Begin GIVEN DATA

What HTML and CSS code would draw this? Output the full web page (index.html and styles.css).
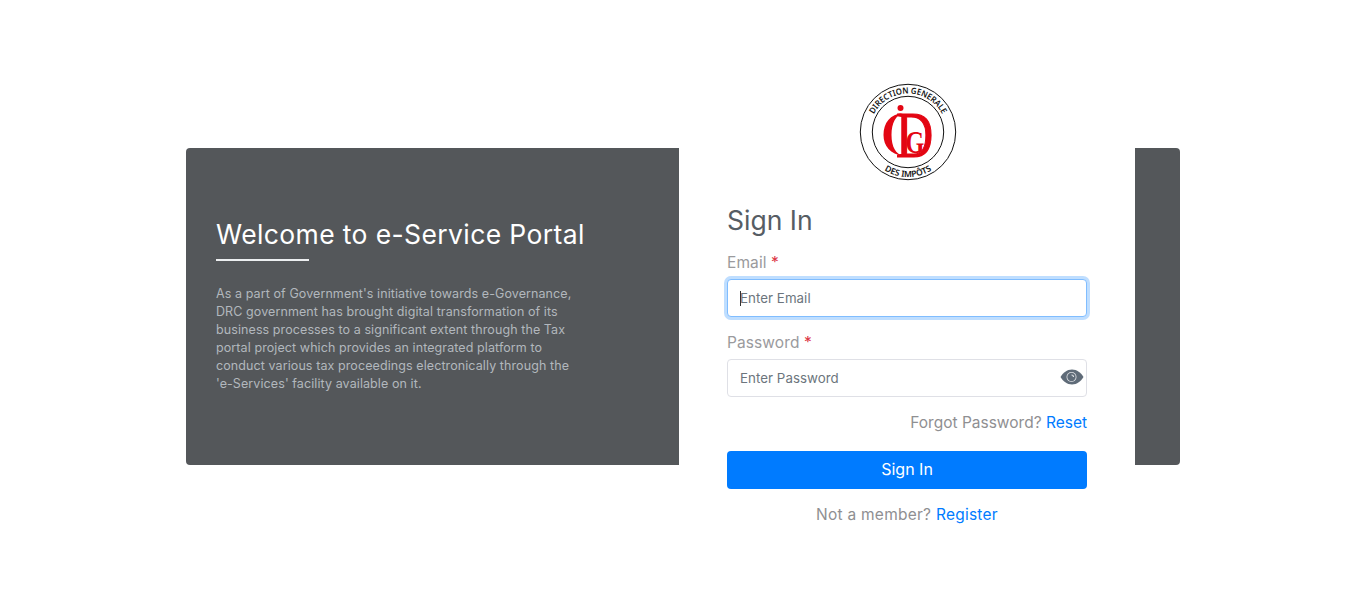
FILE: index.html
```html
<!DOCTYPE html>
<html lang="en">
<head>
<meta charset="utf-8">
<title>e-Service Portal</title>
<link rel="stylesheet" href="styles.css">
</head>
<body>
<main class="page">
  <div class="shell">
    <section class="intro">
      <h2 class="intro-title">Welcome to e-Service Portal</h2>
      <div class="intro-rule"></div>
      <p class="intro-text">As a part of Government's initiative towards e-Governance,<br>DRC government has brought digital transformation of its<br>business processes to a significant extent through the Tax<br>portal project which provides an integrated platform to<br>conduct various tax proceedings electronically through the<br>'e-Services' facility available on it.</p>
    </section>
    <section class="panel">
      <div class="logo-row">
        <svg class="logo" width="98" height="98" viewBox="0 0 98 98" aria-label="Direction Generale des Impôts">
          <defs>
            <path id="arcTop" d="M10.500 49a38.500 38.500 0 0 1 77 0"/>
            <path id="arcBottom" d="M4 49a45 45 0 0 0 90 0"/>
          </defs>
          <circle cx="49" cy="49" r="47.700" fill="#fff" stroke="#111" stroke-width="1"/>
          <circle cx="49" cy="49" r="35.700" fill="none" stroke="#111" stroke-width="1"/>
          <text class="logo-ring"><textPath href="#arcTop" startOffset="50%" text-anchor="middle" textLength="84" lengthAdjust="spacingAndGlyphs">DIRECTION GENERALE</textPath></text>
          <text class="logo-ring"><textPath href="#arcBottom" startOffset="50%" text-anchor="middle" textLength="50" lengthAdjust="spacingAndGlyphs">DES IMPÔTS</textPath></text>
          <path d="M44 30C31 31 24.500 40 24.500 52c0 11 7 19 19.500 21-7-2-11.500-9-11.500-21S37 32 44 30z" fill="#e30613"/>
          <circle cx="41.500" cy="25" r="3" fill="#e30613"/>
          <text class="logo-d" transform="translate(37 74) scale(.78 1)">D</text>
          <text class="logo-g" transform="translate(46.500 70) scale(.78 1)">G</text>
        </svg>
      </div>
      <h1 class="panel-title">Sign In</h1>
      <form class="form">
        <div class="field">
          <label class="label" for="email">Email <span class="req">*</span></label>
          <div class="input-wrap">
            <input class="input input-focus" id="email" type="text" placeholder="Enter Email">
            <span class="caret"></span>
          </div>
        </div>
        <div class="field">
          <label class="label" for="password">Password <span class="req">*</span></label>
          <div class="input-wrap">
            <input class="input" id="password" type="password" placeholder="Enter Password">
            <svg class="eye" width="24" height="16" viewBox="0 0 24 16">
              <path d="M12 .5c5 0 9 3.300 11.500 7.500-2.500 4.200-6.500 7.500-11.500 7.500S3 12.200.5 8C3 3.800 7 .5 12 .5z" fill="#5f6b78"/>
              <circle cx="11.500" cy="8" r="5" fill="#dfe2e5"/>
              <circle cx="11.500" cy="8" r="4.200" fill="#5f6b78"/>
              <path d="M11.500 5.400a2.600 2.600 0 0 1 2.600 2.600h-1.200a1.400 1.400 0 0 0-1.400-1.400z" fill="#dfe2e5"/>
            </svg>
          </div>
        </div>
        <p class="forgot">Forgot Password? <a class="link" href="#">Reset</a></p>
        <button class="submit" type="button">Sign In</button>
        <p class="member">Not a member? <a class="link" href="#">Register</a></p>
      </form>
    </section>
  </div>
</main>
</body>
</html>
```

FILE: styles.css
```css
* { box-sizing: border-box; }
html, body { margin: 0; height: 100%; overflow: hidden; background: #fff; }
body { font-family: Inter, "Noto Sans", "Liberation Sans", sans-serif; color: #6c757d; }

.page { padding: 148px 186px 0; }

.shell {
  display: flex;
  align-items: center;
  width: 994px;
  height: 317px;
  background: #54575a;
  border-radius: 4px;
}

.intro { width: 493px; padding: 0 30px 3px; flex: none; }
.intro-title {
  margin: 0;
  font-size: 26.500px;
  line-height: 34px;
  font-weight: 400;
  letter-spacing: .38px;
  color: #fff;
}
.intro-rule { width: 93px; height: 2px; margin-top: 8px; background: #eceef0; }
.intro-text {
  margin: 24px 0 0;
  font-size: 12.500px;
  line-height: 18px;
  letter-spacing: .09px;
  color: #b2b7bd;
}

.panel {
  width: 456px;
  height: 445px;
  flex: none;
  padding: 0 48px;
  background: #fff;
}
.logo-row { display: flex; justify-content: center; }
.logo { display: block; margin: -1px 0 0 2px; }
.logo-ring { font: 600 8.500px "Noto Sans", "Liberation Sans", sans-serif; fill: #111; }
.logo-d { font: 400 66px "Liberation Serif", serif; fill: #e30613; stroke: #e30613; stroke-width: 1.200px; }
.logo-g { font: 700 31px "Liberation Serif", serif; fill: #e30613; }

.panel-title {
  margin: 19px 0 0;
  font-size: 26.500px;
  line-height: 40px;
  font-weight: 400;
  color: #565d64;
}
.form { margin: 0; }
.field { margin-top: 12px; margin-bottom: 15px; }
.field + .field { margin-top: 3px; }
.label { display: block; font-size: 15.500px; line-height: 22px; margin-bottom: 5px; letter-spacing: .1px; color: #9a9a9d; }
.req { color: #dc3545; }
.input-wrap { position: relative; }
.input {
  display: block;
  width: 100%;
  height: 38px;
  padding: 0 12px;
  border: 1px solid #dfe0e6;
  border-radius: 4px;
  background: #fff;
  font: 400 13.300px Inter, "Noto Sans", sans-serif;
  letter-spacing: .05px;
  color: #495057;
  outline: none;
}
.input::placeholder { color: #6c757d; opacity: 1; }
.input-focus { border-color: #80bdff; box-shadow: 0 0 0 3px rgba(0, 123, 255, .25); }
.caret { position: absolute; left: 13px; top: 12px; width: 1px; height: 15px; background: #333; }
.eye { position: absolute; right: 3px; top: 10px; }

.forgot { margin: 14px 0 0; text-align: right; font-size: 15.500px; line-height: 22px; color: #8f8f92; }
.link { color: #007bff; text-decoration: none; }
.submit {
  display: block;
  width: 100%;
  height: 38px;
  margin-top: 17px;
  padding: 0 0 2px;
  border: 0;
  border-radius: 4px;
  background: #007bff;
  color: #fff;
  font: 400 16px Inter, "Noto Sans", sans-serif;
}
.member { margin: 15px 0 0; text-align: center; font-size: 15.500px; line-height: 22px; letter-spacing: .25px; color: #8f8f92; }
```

End GIVEN DATA

#### [DIRECTIONS FOR THIS TASK]
Keep the pictures out of the copy and return the rest of the data above exactly.

#### [RESULT]
What HTML and CSS code would draw this? Output the full web page (index.html and styles.css).
FILE: index.html
```html
<!DOCTYPE html>
<html lang="en">
<head>
<meta charset="utf-8">
<title>e-Service Portal</title>
<link rel="stylesheet" href="styles.css">
</head>
<body>
<main class="page">
  <div class="shell">
    <section class="intro">
      <h2 class="intro-title">Welcome to e-Service Portal</h2>
      <div class="intro-rule"></div>
      <p class="intro-text">As a part of Government's initiative towards e-Governance,<br>DRC government has brought digital transformation of its<br>business processes to a significant extent through the Tax<br>portal project which provides an integrated platform to<br>conduct various tax proceedings electronically through the<br>'e-Services' facility available on it.</p>
    </section>
    <section class="panel">
      <div class="logo-row">
        <svg class="logo" width="98" height="98" viewBox="0 0 98 98" aria-label="Direction Generale des Impôts">
          <defs>
            <path id="arcTop" d="M10.500 49a38.500 38.500 0 0 1 77 0"/>
            <path id="arcBottom" d="M4 49a45 45 0 0 0 90 0"/>
          </defs>
          <circle cx="49" cy="49" r="47.700" fill="#fff" stroke="#111" stroke-width="1"/>
          <circle cx="49" cy="49" r="35.700" fill="none" stroke="#111" stroke-width="1"/>
          <text class="logo-ring"><textPath href="#arcTop" startOffset="50%" text-anchor="middle" textLength="84" lengthAdjust="spacingAndGlyphs">DIRECTION GENERALE</textPath></text>
          <text class="logo-ring"><textPath href="#arcBottom" startOffset="50%" text-anchor="middle" textLength="50" lengthAdjust="spacingAndGlyphs">DES IMPÔTS</textPath></text>
          <path d="M44 30C31 31 24.500 40 24.500 52c0 11 7 19 19.500 21-7-2-11.500-9-11.500-21S37 32 44 30z" fill="#e30613"/>
          <circle cx="41.500" cy="25" r="3" fill="#e30613"/>
          <text class="logo-d" transform="translate(37 74) scale(.78 1)">D</text>
          <text class="logo-g" transform="translate(46.500 70) scale(.78 1)">G</text>
        </svg>
      </div>
      <h1 class="panel-title">Sign In</h1>
      <form class="form">
        <div class="field">
          <label class="label" for="email">Email <span class="req">*</span></label>
          <div class="input-wrap">
            <input class="input input-focus" id="email" type="text" placeholder="Enter Email">
            <span class="caret"></span>
          </div>
        </div>
        <div class="field">
          <label class="label" for="password">Password <span class="req">*</span></label>
          <div class="input-wrap">
            <input class="input" id="password" type="password" placeholder="Enter Password">
            <svg class="eye" width="24" height="16" viewBox="0 0 24 16">
              <path d="M12 .5c5 0 9 3.300 11.500 7.500-2.500 4.200-6.500 7.500-11.500 7.500S3 12.200.5 8C3 3.800 7 .5 12 .5z" fill="#5f6b78"/>
              <circle cx="11.500" cy="8" r="5" fill="#dfe2e5"/>
              <circle cx="11.500" cy="8" r="4.200" fill="#5f6b78"/>
              <path d="M11.500 5.400a2.600 2.600 0 0 1 2.600 2.600h-1.200a1.400 1.400 0 0 0-1.400-1.400z" fill="#dfe2e5"/>
            </svg>
          </div>
        </div>
        <p class="forgot">Forgot Password? <a class="link" href="#">Reset</a></p>
        <button class="submit" type="button">Sign In</button>
        <p class="member">Not a member? <a class="link" href="#">Register</a></p>
      </form>
    </section>
  </div>
</main>
</body>
</html>
```

FILE: styles.css
```css
* { box-sizing: border-box; }
html, body { margin: 0; height: 100%; overflow: hidden; background: #fff; }
body { font-family: Inter, "Noto Sans", "Liberation Sans", sans-serif; color: #6c757d; }

.page { padding: 148px 186px 0; }

.shell {
  display: flex;
  align-items: center;
  width: 994px;
  height: 317px;
  background: #54575a;
  border-radius: 4px;
}

.intro { width: 493px; padding: 0 30px 3px; flex: none; }
.intro-title {
  margin: 0;
  font-size: 26.500px;
  line-height: 34px;
  font-weight: 400;
  letter-spacing: .38px;
  color: #fff;
}
.intro-rule { width: 93px; height: 2px; margin-top: 8px; background: #eceef0; }
.intro-text {
  margin: 24px 0 0;
  font-size: 12.500px;
  line-height: 18px;
  letter-spacing: .09px;
  color: #b2b7bd;
}

.panel {
  width: 456px;
  height: 445px;
  flex: none;
  padding: 0 48px;
  background: #fff;
}
.logo-row { display: flex; justify-content: center; }
.logo { display: block; margin: -1px 0 0 2px; }
.logo-ring { font: 600 8.500px "Noto Sans", "Liberation Sans", sans-serif; fill: #111; }
.logo-d { font: 400 66px "Liberation Serif", serif; fill: #e30613; stroke: #e30613; stroke-width: 1.200px; }
.logo-g { font: 700 31px "Liberation Serif", serif; fill: #e30613; }

.panel-title {
  margin: 19px 0 0;
  font-size: 26.500px;
  line-height: 40px;
  font-weight: 400;
  color: #565d64;
}
.form { margin: 0; }
.field { margin-top: 12px; margin-bottom: 15px; }
.field + .field { margin-top: 3px; }
.label { display: block; font-size: 15.500px; line-height: 22px; margin-bottom: 5px; letter-spacing: .1px; color: #9a9a9d; }
.req { color: #dc3545; }
.input-wrap { position: relative; }
.input {
  display: block;
  width: 100%;
  height: 38px;
  padding: 0 12px;
  border: 1px solid #dfe0e6;
  border-radius: 4px;
  background: #fff;
  font: 400 13.300px Inter, "Noto Sans", sans-serif;
  letter-spacing: .05px;
  color: #495057;
  outline: none;
}
.input::placeholder { color: #6c757d; opacity: 1; }
.input-focus { border-color: #80bdff; box-shadow: 0 0 0 3px rgba(0, 123, 255, .25); }
.caret { position: absolute; left: 13px; top: 12px; width: 1px; height: 15px; background: #333; }
.eye { position: absolute; right: 3px; top: 10px; }

.forgot { margin: 14px 0 0; text-align: right; font-size: 15.500px; line-height: 22px; color: #8f8f92; }
.link { color: #007bff; text-decoration: none; }
.submit {
  display: block;
  width: 100%;
  height: 38px;
  margin-top: 17px;
  padding: 0 0 2px;
  border: 0;
  border-radius: 4px;
  background: #007bff;
  color: #fff;
  font: 400 16px Inter, "Noto Sans", sans-serif;
}
.member { margin: 15px 0 0; text-align: center; font-size: 15.500px; line-height: 22px; letter-spacing: .25px; color: #8f8f92; }
```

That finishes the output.